In some cases, an organization will want to deploy a private cloud but still use public cloud services for some of its storage. One option is to maintain separate operations, with the public and private clouds treated as individual efforts. However, this can increase management complexities and contribute to data siloes.
Another approach is the hybrid cloud, in which private and public cloud storage are coordinated by an orchestration layer that integrates operations across multiple platforms. With an effective hybrid cloud solution in place, an organization can maintain strict control over its sensitive data, while maximizing the advantages of both private and public cloud platforms.
There is, of course, a lot more to private and hybrid cloud systems than what I’ve covered here, as is the case with most storage-related concepts, but this should give you a sense of some of the options available for implementing cloud storage.
Making the Most of Cloud Storage
Initially, cloud storage was seen as a vehicle for reducing CapEx for smaller organizations, allowing them to store their data on a public cloud platform, without the paying for storage they did not need.
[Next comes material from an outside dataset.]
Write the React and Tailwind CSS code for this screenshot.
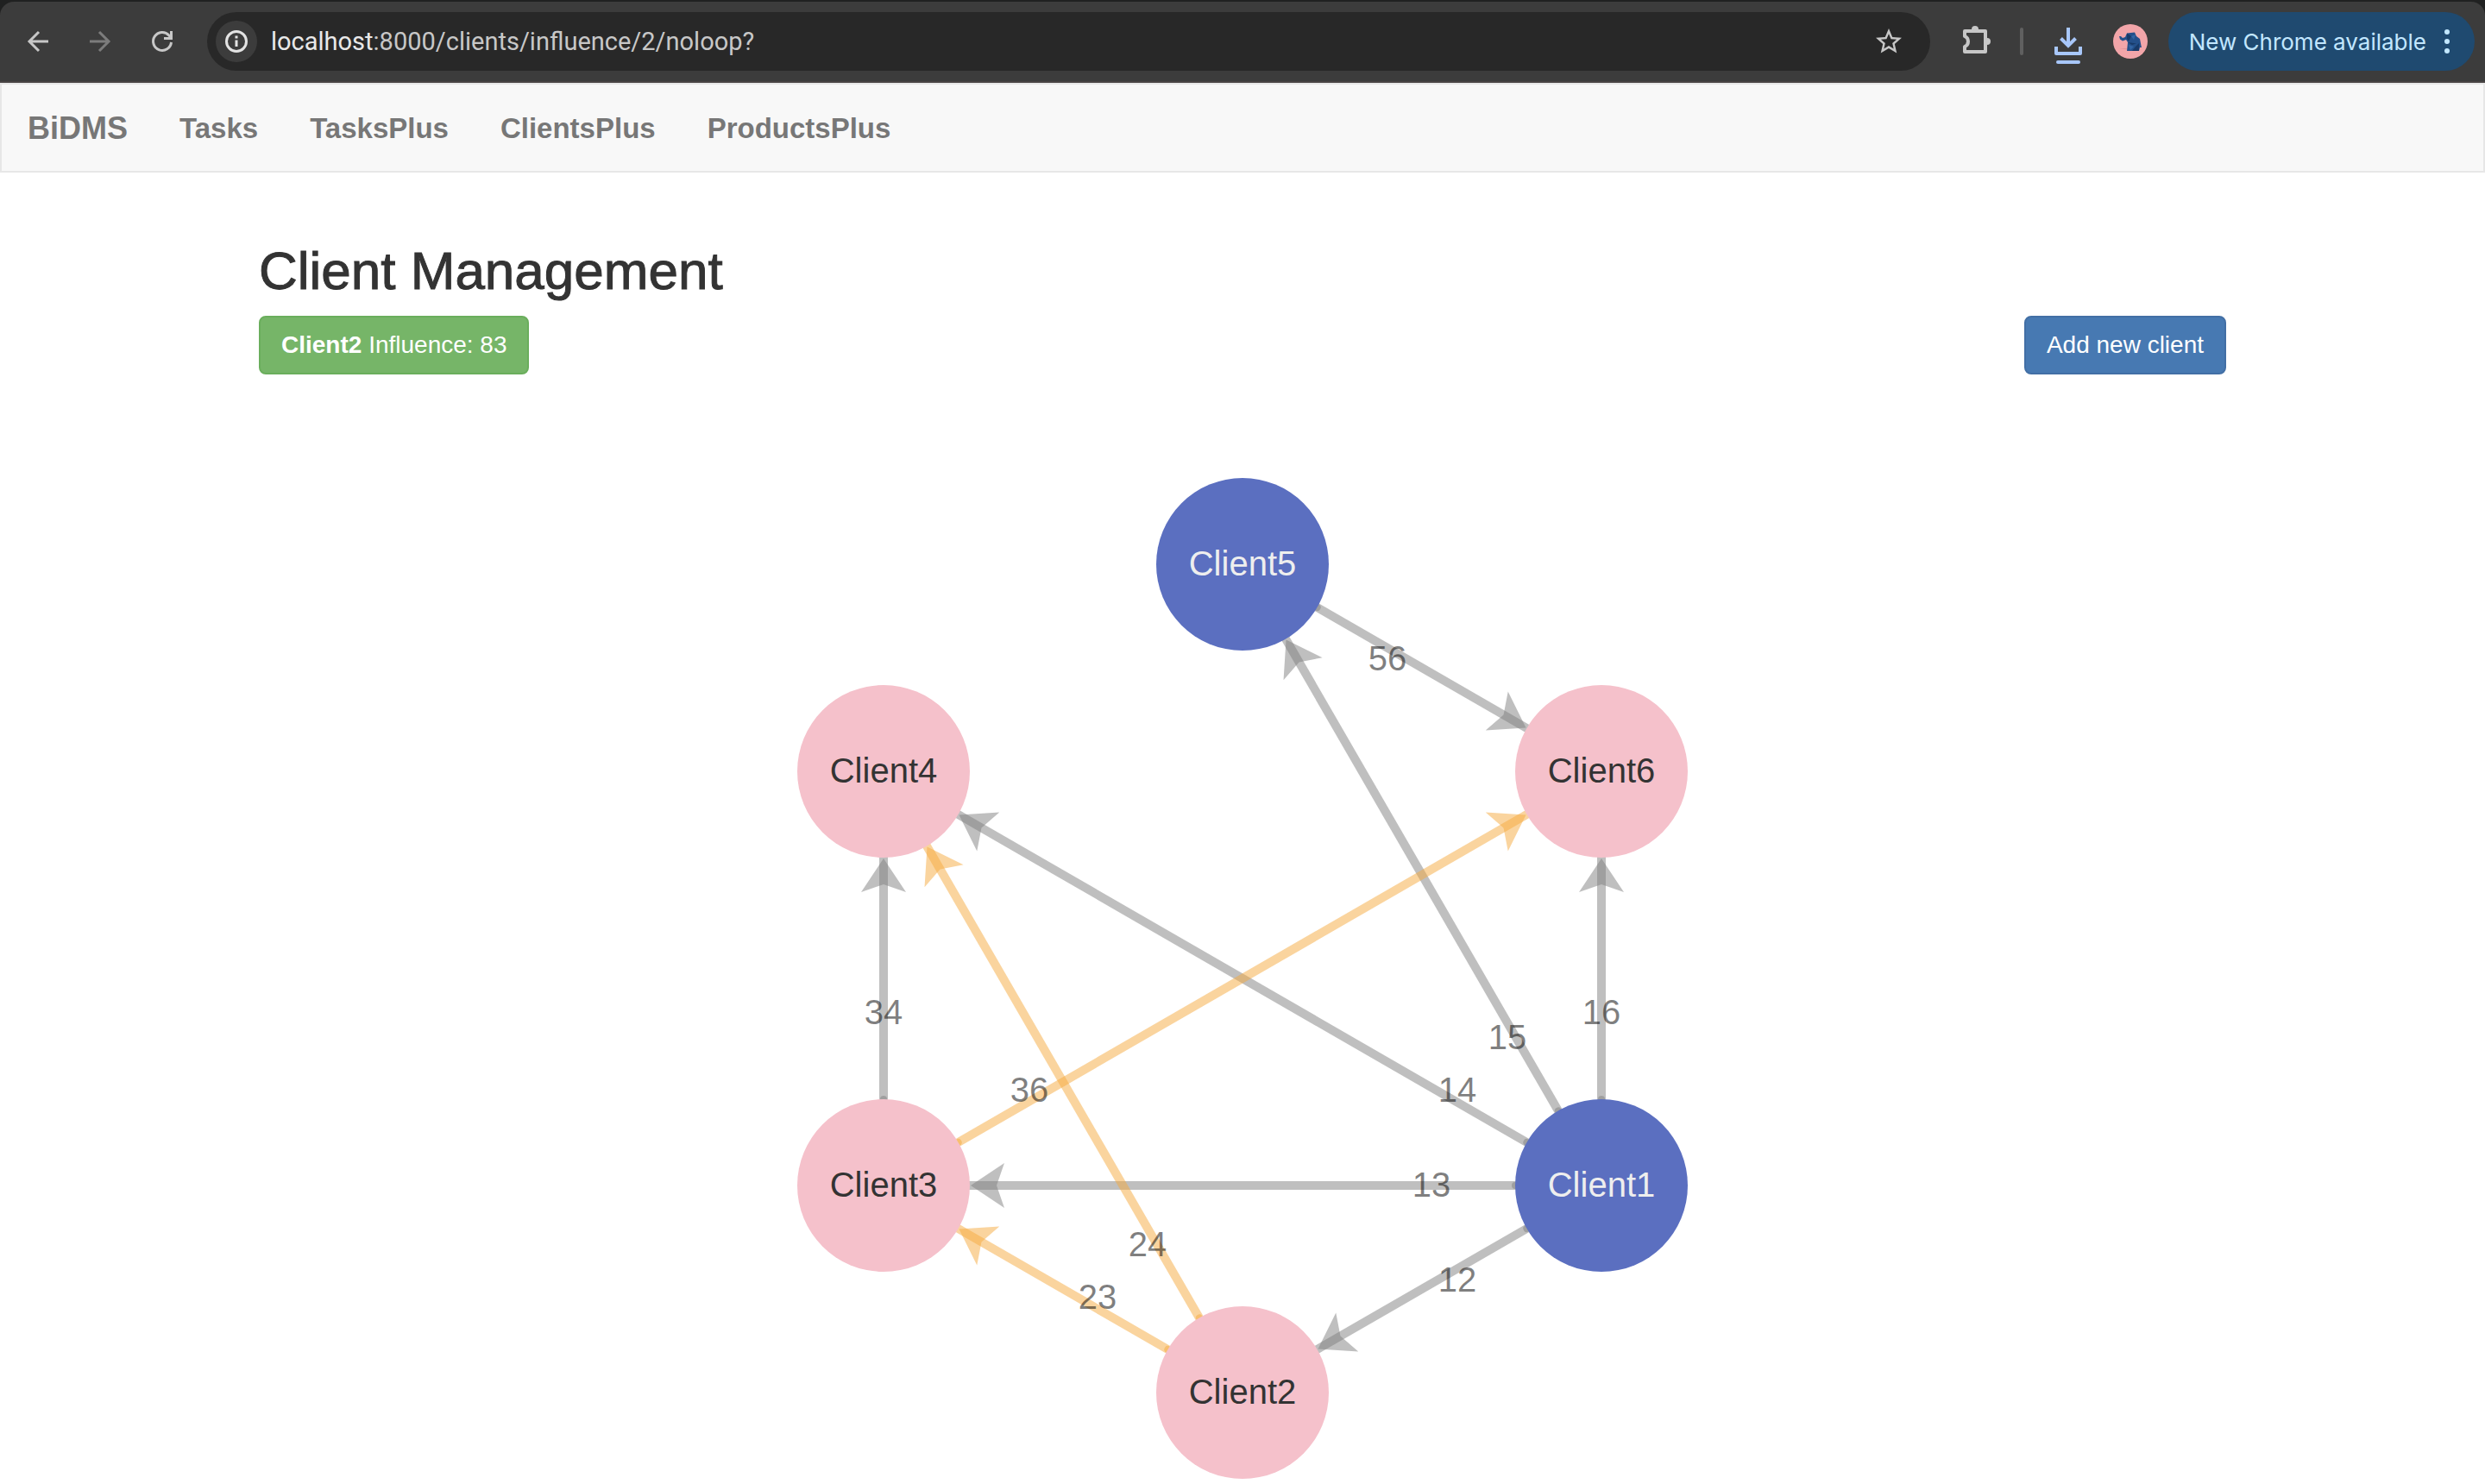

Now organizations of all sizes and types are leveraging cloud storage, taking advantage of the different deployment options to support a wide range of workloads, such as disaster recovery, file archiving, DevOps development processes, seasonal fluctuations, Internet of Things (IoT) analytics, or any number of other possible use cases.
But as I mentioned earlier, cloud storage also comes with several challenges. For example, there are security and privacy concerns as well as issues related to vendor lock-in and customer control. One concern I didn’t discuss is whether the cloud will be able to handle the anticipated increase in data volumes over the next few years. But that’s a discussion I’ll leave for another time.